Engineering sophomore Ben Haering, a member of the pro-life Students For Life club does not agree with Biden’s political ideology.

“He won the election so it’s what the people wanted. I don’t really like his policies, but I have no problem with him being president,” he said.

Haering disagrees with Biden on his pro-choice stance, and he is concerned about Biden’s decision regarding revoking the permit to build the Keystone pipeline. Haering said he is concerned about Americans losing their jobs as a result.

“The things I’d like to see from him I really don’t think would happen because he is ideologically different from me,” he said. 

Many Cal Poly students expressed sentiments of hope in their response to Biden’s presidency. Sociology junior Laura Nunes is among those students. 

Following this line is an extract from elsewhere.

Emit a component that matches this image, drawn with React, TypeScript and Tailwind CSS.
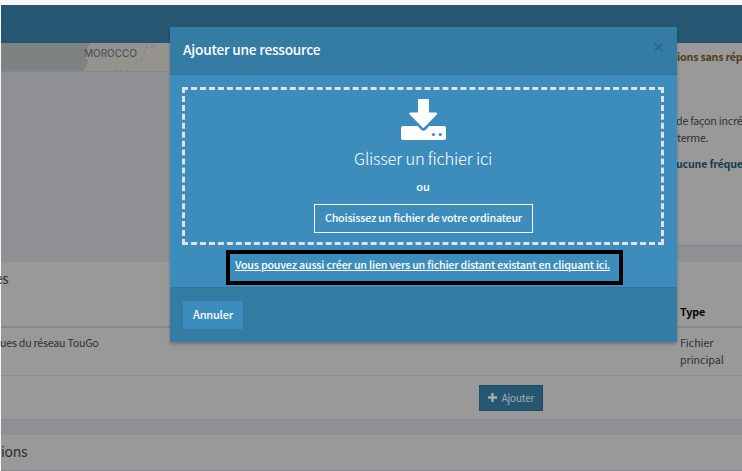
import React from 'react';

function MapStrip() {
  return (
    <svg className="block h-7 w-full" viewBox="0 0 600 28" preserveAspectRatio="none">
      <rect width="600" height="28" fill="#7f8282" />
      <path d="M89 0L86 6L83 10L84 15L87 17L86 23L82 28H600V0Z" fill="#94938e" />
      <path d="M153 3L145 4L143 10L146 12L144 15L137 18L131 24L126 27.5H109" fill="none" stroke="#8b7a7c" strokeWidth="1" strokeDasharray="3 3" />
    </svg>
  );
}

function DownloadIcon() {
  return (
    <svg className="block h-[41px] w-[45px]" viewBox="0 0 45 41">
      <rect x="0" y="27" width="45" height="14" rx="2" fill="#fff" />
      <path d="M11 17L20 28.5Q22.4 32.5 25 28.5L34 17Z" fill="#3c8dbc" stroke="#3c8dbc" strokeWidth="3" strokeLinejoin="round" />
      <path d="M18 0H27Q28 0 28 1V13.5H35.3Q37 14 35.8 15.6L22.4 29.3L8.7 15.6Q7.5 14 9.2 13.5H17V1Q17 0 18 0Z" fill="#fff" />
      <circle cx="32.5" cy="35.5" r="1.6" fill="#3c8dbc" />
      <circle cx="39.3" cy="35.5" r="1.6" fill="#3c8dbc" />
    </svg>
  );
}

function Dialog() {
  return (
    <section className="absolute left-[170px] top-[27px] flex h-[315px] w-[507px] flex-col bg-[#3c8dbc] text-white shadow-[0_2px_3px_rgba(0,0,0,0.25)]">
      <header className="flex h-12 shrink-0 items-center justify-between border-b border-[#34749b] bg-[#357ca5] pl-[13px] pr-[13px]">
        <h1 className="pb-[3px] text-[13.7px] font-medium leading-5 tracking-[-0.22px]">Ajouter une ressource</h1>
        <span className="relative left-[1px] pb-[8px] text-[13px] font-bold leading-5 text-[#2b6485]">×</span>
      </header>
      <div className="flex grow flex-col items-center pl-3 pr-[13px] pt-3">
        <div className="flex h-[158px] w-full flex-col items-center border-[3px] border-dashed border-[#dfe0e8] pt-[9px]">
          <DownloadIcon />
          <p className="mt-[6px] text-[16.5px] font-light leading-6 tracking-[-0.22px]">Glisser un fichier ici</p>
          <p className="mt-[8px] text-[11px] font-medium leading-4">ou</p>
          <button className="mr-[-1px] mt-[10px] h-[29px] w-[219px] whitespace-nowrap border border-white pb-[1px] text-[10.7px] font-medium leading-4 tracking-[-0.18px]">Choisissez un fichier de votre ordinateur</button>
        </div>
        <div className="mr-[-3px] mt-[5px] flex h-[35px] w-[397px] shrink-0 justify-start border-4 border-black pl-[5px] pt-[3px]">
          <a className="whitespace-nowrap text-[10.7px] font-medium leading-4 tracking-[-0.19px] underline">Vous pouvez aussi créer un lien vers un fichier distant existant en cliquant ici.</a>
        </div>
      </div>
      <footer className="h-[55px] shrink-0 border-t border-[#34749b] bg-[#357ca5] pl-[13px] pt-[13px]">
        <button className="block h-7 w-[60px] bg-[#3c8dbc] pb-[2px] text-[11px] font-medium tracking-[-0.2px]">Annuler</button>
      </footer>
    </section>
  );
}

export default function App() {
  return (
    <main className="relative h-[471px] w-[742px] overflow-hidden bg-[#f6f6f6] pl-px pt-[5px] font-['Noto_Sans_CJK_SC',sans-serif] text-[#303030]">
      <div className="h-[38px] bg-[#265772]" />
      <div className="flex h-[219px] bg-[#8e9094]">
        <div className="w-[600px] shrink-0">
          <MapStrip />
          <div className="h-px bg-[#858789]" />
        </div>
        <aside className="h-[203px] w-[141px] shrink-0 whitespace-nowrap border-b border-[#85878c] bg-[#999] pl-[76px] text-[10.7px] leading-[17px] tracking-[-0.22px]">
          <p className="pt-[5px] font-bold text-[#503b20]">ions sans rép</p>
          <p className="-ml-px mt-[47px]">de façon incré</p>
          <p>terme.</p>
          <p className="-ml-px mt-[9px] font-bold text-[#183d50]">ucune fréque</p>
        </aside>
      </div>
      <section className="h-[158px] border-b border-[#85898b] bg-[#999] text-[10.7px] tracking-[-0.25px]">
        <div className="flex h-[66px] justify-between border-b-2 border-[#858789]">
          <h2 className="-ml-[6px] pt-[6px] text-[13.5px] leading-5">es</h2>
          <strong className="w-[62px] pt-[41px] leading-[17px] text-black tracking-[-0.1px]">Type</strong>
        </div>
        <div className="flex h-12 justify-between border-b border-[#8c8e8f] pt-[6px] leading-[17px]">
          <span className="-ml-px">ues du réseau TouGo</span>
          <span className="w-[62px] tracking-[-0.05px]">Fichier<br />principal</span>
        </div>
        <div className="pl-[478px] pt-[9px]">
          <button className="flex h-[26px] w-[64px] items-center justify-center gap-[5px] border border-[#204d66] bg-[#265772] pb-[2px] text-[10px] tracking-[-0.2px] text-[#a8adb0]">
            <svg className="h-[9px] w-[9px]" viewBox="0 0 9 9"><path d="M4.5 0V9M0 4.5H9" stroke="currentColor" strokeWidth="2.5" /></svg>
            Ajouter
          </button>
        </div>
      </section>
      <div className="h-[15px] bg-[#8e9094]" />
      <section className="h-9 border-b border-[#85878c] bg-[#999]">
        <h2 className="pt-[6px] text-[14px] leading-5 tracking-[-0.3px]">ions</h2>
      </section>
      <span className="absolute left-[84px] top-[46px] text-[10px] font-medium leading-[14px] tracking-[-0.05px] text-[#4e5660] font-['Inter',sans-serif]">MOROCCO</span>
      <Dialog />
    </main>
  );
}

“This presidency serves as a beacon of hope for the country. I think it represents a lot of progress and a return to ‘normal.’” Nunes said.  

Nunes found herself getting unexpectedly emotional watching President Joe Biden and Vice President Kamala Harris getting sworn into office. 

“My favorite part of the inauguration was watching Kamala Harris walk up the steps of the Capitol for the first time as Vice President,” she said. “It was so surreal to see how far we’ve come as a nation and as women.”

However, Nunes said she also felt a sense of fear during the inauguration. 

“I felt constantly like I was holding my breath just in case something bad was going to happen or just in case things turn violent like they did at the capitol just a few weeks ago,” she said. 

Political science senior and co-president of the Cal Poly Democrats Rob Moore was both excited and cautionary about President Biden’s inauguration. He believes we need to move forward rather than try to go back to “normalcy.”

“It was great as a return to normalcy. I also think it’s a little bit scary that it’s such a return to normalcy,” Moore said. “If we’re trying to go back to something we’re making a huge mistake.”

Moore appreciates the two groundbreaking women entering the White House — Vice President Harris and Dr. Biden.

Moore appreciated Biden’s words addressing racial inequality and climate change at the inauguration. 

“Those are really needed sentiments right now, so I appreciate him using words like ‘white supremacy’ and terrorism,” Moore said. 

In the following months, Moore hopes to see continued action regarding climate change, immigration reform and racial inequality. He said he also hopes that Biden will be able to bring back respect to the United States democracy. 

Note: Mustang News reached out to Cal Poly College Republicans Club, but they did not respond for a comment.